Essa concepção é oposta ao Romantismo, que queria democratizar a arte através do uso de palavras mais populares. No Simbolismo, através do sentido das palavras, somos evocados, ocorre sugestão para um mundo espiritual e então, vemos a correspondência entre o mundo físico e aquele outro metafísico.

Meio - Fim
Relação entre
Matéria e espírito

Os simbolistas criaram o alexandrino trímetro (4a, 8a, 12a) que é diferente do tradicional.

Música -> gera sugestão -> percepção sensorial

A música

Arrasta-me por vezes como um mar, a música!
Rumo à minha estrela,
Sob o éter mais vasto ou um tecto de bruma,
Eu levanto a vela;

Com o peito pra frente e os pulmões inchados
Como rija tela,
Escalo a crista das ondas logo amontoadas
Que a noite me vela;

Sinto vibrar em mim as inúmeras paixões
De uma nau sofrendo;
O vento, a tempestade e as suas convulsões

Sobre o abismo imenso
Embalam-me.
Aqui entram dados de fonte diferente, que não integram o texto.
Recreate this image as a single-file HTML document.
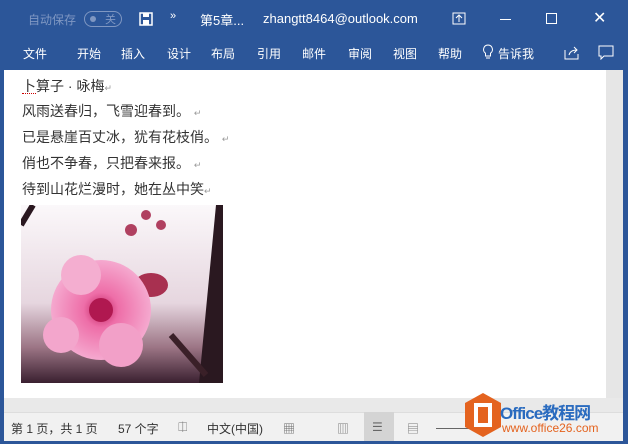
<!DOCTYPE html>
<html><head><meta charset="utf-8"><style>
*{margin:0;padding:0;box-sizing:border-box}
body{width:628px;height:444px;overflow:hidden;background:#2c5699;font-family:"Liberation Sans","Noto Sans CJK SC",sans-serif;position:relative}
.t{position:absolute;color:#fff;font-size:13px;white-space:nowrap}
.tab{position:absolute;top:45px;color:#fff;font-size:12px}
#doc{position:absolute;left:4px;top:70px;width:602px;height:328px;background:#fff}
#sb{position:absolute;left:606px;top:70px;width:17px;height:328px;background:#e6e6e6}
#gray{position:absolute;left:4px;top:398px;width:619px;height:14px;background:#e9e9e9}
#status{position:absolute;left:4px;top:412px;width:619px;height:29px;background:#f1f1f1;border-top:1px solid #ddd}
.s{position:absolute;top:420px;font-size:12px;color:#333}
.line{position:absolute;left:22px;font-size:14px;color:#333}
.pm{color:#999;font-size:9px}
</style></head><body>
<div class="t" style="left:28px;top:11px;color:#7f97c2;font-size:12px">自动保存</div>
<div style="position:absolute;left:84px;top:11px;width:38px;height:16px;border:1px solid #7f97c2;border-radius:8px"></div>
<div style="position:absolute;left:90px;top:16px;width:6px;height:6px;border-radius:3px;background:#7f97c2"></div>
<div class="t" style="left:105px;top:11px;color:#7f97c2;font-size:11px">关</div>
<svg style="position:absolute;left:139px;top:12px" width="14" height="14"><rect x="1" y="1" width="12" height="12" fill="none" stroke="#fff" stroke-width="1.5"/><rect x="4" y="1" width="6" height="4" fill="#fff"/><rect x="4" y="8" width="6" height="5" fill="#fff"/></svg>
<div class="t" style="left:170px;top:10px;font-size:11px">»</div>
<div class="t" style="left:200px;top:10px">第5章...</div>
<div class="t" style="left:263px;top:11px">zhangtt8464@outlook.com</div>
<svg style="position:absolute;left:452px;top:12px" width="14" height="13"><rect x="1" y="1" width="12" height="11" fill="none" stroke="#fff"/><path d="M7 10V4M4 6l3-3 3 3" stroke="#fff" fill="none"/></svg>
<div style="position:absolute;left:500px;top:19px;width:11px;height:1px;background:#fff"></div>
<div style="position:absolute;left:546px;top:13px;width:11px;height:11px;border:1px solid #fff"></div>
<div class="t" style="left:593px;top:8px;font-size:16px">✕</div>
<div class="tab" style="left:23px">文件</div><div class="tab" style="left:77px">开始</div><div class="tab" style="left:121px">插入</div><div class="tab" style="left:167px">设计</div><div class="tab" style="left:211px">布局</div><div class="tab" style="left:257px">引用</div><div class="tab" style="left:302px">邮件</div><div class="tab" style="left:348px">审阅</div><div class="tab" style="left:393px">视图</div><div class="tab" style="left:438px">帮助</div>
<svg style="position:absolute;left:482px;top:44px" width="12" height="16"><path d="M6 1a4.5 4.5 0 0 0-2.5 8.2V12h5V9.2A4.5 4.5 0 0 0 6 1zM4 14h4" stroke="#fff" fill="none"/></svg>
<div class="tab" style="left:498px">告诉我</div>
<svg style="position:absolute;left:564px;top:45px" width="16" height="15"><path d="M1 5v9h13v-5M5 10c1-4 4-5 8-5M10 2l3 3-3 3" stroke="#fff" fill="none"/></svg>
<svg style="position:absolute;left:598px;top:45px" width="16" height="15"><path d="M1 1h14v10H6l-3 3v-3H1z" stroke="#fff" fill="none"/></svg>
<div id="doc"></div><div id="sb"></div><div id="gray"></div><div id="status"></div>
<div class="line" style="top:76px">卜算子 · 咏梅<span class="pm">↵</span></div>
<div style="position:absolute;left:22px;top:93px;width:14px;border-bottom:1px dotted #c00"></div>
<div class="line" style="top:101px">风雨送春归，飞雪迎春到。 <span class="pm">↵</span></div>
<div class="line" style="top:127px">已是悬崖百丈冰，犹有花枝俏。 <span class="pm">↵</span></div>
<div class="line" style="top:153px">俏也不争春，只把春来报。 <span class="pm">↵</span></div>
<div class="line" style="top:179px">待到山花烂漫时，她在丛中笑<span class="pm">↵</span></div>
<svg style="position:absolute;left:21px;top:205px" width="202" height="178">
<defs><linearGradient id="bg" x1="0" y1="0" x2="0" y2="1"><stop offset="0" stop-color="#fbf8fa"/><stop offset="0.55" stop-color="#e6d6df"/><stop offset="0.8" stop-color="#9c7585"/><stop offset="1" stop-color="#3a2030"/></linearGradient>
<radialGradient id="fl" cx="0.5" cy="0.5" r="0.5"><stop offset="0" stop-color="#c02060"/><stop offset="0.35" stop-color="#ee6ea8"/><stop offset="1" stop-color="#f5a9cf"/></radialGradient></defs>
<rect width="202" height="178" fill="url(#bg)"/>
<path d="M195 0L178 178H202V0z" fill="#2a1820"/>
<path d="M150 130l35 40" stroke="#3a2028" stroke-width="6"/>
<path d="M0 20L12 0" stroke="#2a1820" stroke-width="6"/>
<ellipse cx="130" cy="80" rx="17" ry="12" fill="#a83050"/>
<circle cx="110" cy="25" r="6" fill="#b04060"/><circle cx="140" cy="20" r="5" fill="#b04060"/><circle cx="125" cy="10" r="5" fill="#b04060"/>
<circle cx="80" cy="105" r="50" fill="url(#fl)"/>
<circle cx="40" cy="130" r="18" fill="#f3a6cc"/><circle cx="100" cy="140" r="22" fill="#f2a0c8"/><circle cx="60" cy="70" r="20" fill="#f4aed0"/>
<circle cx="80" cy="105" r="12" fill="#b01850"/>
</svg>
<div class="s" style="left:11px">第 1 页，共 1 页</div>
<div class="s" style="left:118px">57 个字</div>
<div class="s" style="left:178px;color:#777">⎅</div>
<div class="s" style="left:207px">中文(中国)</div>
<div class="s" style="left:283px;color:#666">▦</div>
<div style="position:absolute;left:364px;top:412px;width:30px;height:29px;background:#d4d4d4"></div>
<div class="s" style="left:337px;color:#777">▥</div>
<div class="s" style="left:372px;color:#666">☰</div>
<div class="s" style="left:407px;color:#777">▤</div>
<div style="position:absolute;left:436px;top:428px;width:60px;height:1px;background:#666"></div>
<svg style="position:absolute;left:463px;top:392px" width="40" height="46"><path d="M20 1l18 10v24L20 45 2 35V11z" fill="#e4631f"/><rect x="13" y="13" width="14" height="20" fill="none" stroke="#fff" stroke-width="4"/></svg>
<div style="position:absolute;left:500px;top:399px;font-size:17px;font-weight:bold;color:#2a6bbf;letter-spacing:-1px">Office教程网</div>
<div style="position:absolute;left:502px;top:421px;font-size:12px;color:#e4631f">www.office26.com</div>
</body></html>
Outras vezes é a calma, esse espelho
Do meu desespero!


(BAUDELAIRE, Charles. As flores do mal. Lisboa: Assírio & Alvim,1996)

Alguns simbolistas alternavam versos inteiros com seus quebrados: octossílabos-tetrassílabos; decassílabos-redondilhas menores.

Aqui, Baudelaire alterna o mais tradicional com o mais popular: o alexandrino e a redondilha menor. E é ainda um soneto.

Os simbolistas inovaram tanto (renovando a Lírica, com os princípios de construção do poema, mas, com relação ao passado) que abriram caminho para os modernistas.

“Arrasta-me” – já traz toda a força semântica do verbo.

A música tem esse poder de arrastar o homem para seu interior, para suas percepções sensoriais.

O formato dos versos (expansão, retração) também acaba apresentando materialmente aquilo que se quer sugerir. Temos também palavras cujo significado semântico também nos lembra expansão e retração: na primeira estrofe – mar (com seu movimento constante); na segunda estrofe – peito (com seu vai e volta que nos dá a vida).

A música vai causando um desligamento lento e também um religamento mais extra-sensorial.

O homem fica sujeito às intempéries da vida e do destino, assim como a nau às tempestades. O homem está perdido no contexto simbolista como a nau na imensidão do mar (sob as forças que os submetem)


Sobre o texto de Walter Benjamim, algumas frases marcam bem o seu significado para uma reflexão quase que imediata do que foi e é até hoje o entrelaçamento do capitalismo burguês com a arte.

“...a arte põe-se a serviço do comerciante”, referindo-se a Paris ser a capital do século XIX e sobre a criação das galerias parisienses de ferro e vidro em seus centros.

“Cada época sonha a seguinte”, de Michelet . Aqui também vemos um quadro que começou no passado e que é a pura realidade nos dias atuais. A propaganda cria as necessidades de consumo e cria o sonho de consumo de amanhã, já que tudo é mercadoria.

“As Exposições Universais transfiguram o valor de troca das mercadorias. Criam uma moldura em que o valor de uso da mercadoria passa para segundo plano. Inauguram uma fantasmagoria a que o homem se entrega para se distrair. A indústria de diversões facilita isso, elevando-o ao nível da mercadoria. O sujeito se entrega às suas manipulações, desfrutando a sua própria alienação e a dos outros”.

“...a moda prescreve o ritual segundo o qual o fetiche mercadoria pretende ser venerado. Grandville estende tal pretensão aos objetos de uso cotidiano e inclusive ao cosmos”.

“Em Baudelaire ou as ruas de Paris, vemos o engenho dele, nutrindo-se da melancolia. É alegórico. Pela primeira vez, com Baudelaire, Paris se torna objeto da poesia lírica. O flâneur ainda está no limiar tanto da cidade grande quanto da classe burguesa. Nenhuma delas ainda o subjugou. Em nenhuma delas ele se sente em casa. A multidão é o véu através do qual a cidade costumeira acena ao flâneur enquanto fantasmagórica. Na multidão, a cidade é ora paisagem, ora ninho acolhedor. O decisivo em Baudelaire, no entanto, um substrato social, no ‘idílio fúnebre’ da cidade: o moderno. O moderno é um acento primordial de sua poesia. Como o spleen ele deixa o ideal em pedaços”. (tudo citações de Benjamim)

No último poema das Flores do mal, “a viagem”, vemos a derradeira viagem do flâneur: a morte. Sua meta: o novo. “Ao fundo do desconhecido para encontrar o novo!”

Haussmann deu a si mesmo o nome de “artista demolidor”. Sentia-se como que chamado para a sua obra, o que enfatiza em suas memórias. Assim, ele faz com que Paris se torne uma cidade estranha para os próprios parisienses. Não se sentem mais em casa nela. Começa-se a tomar consciência do caráter desumano da grande metrópole.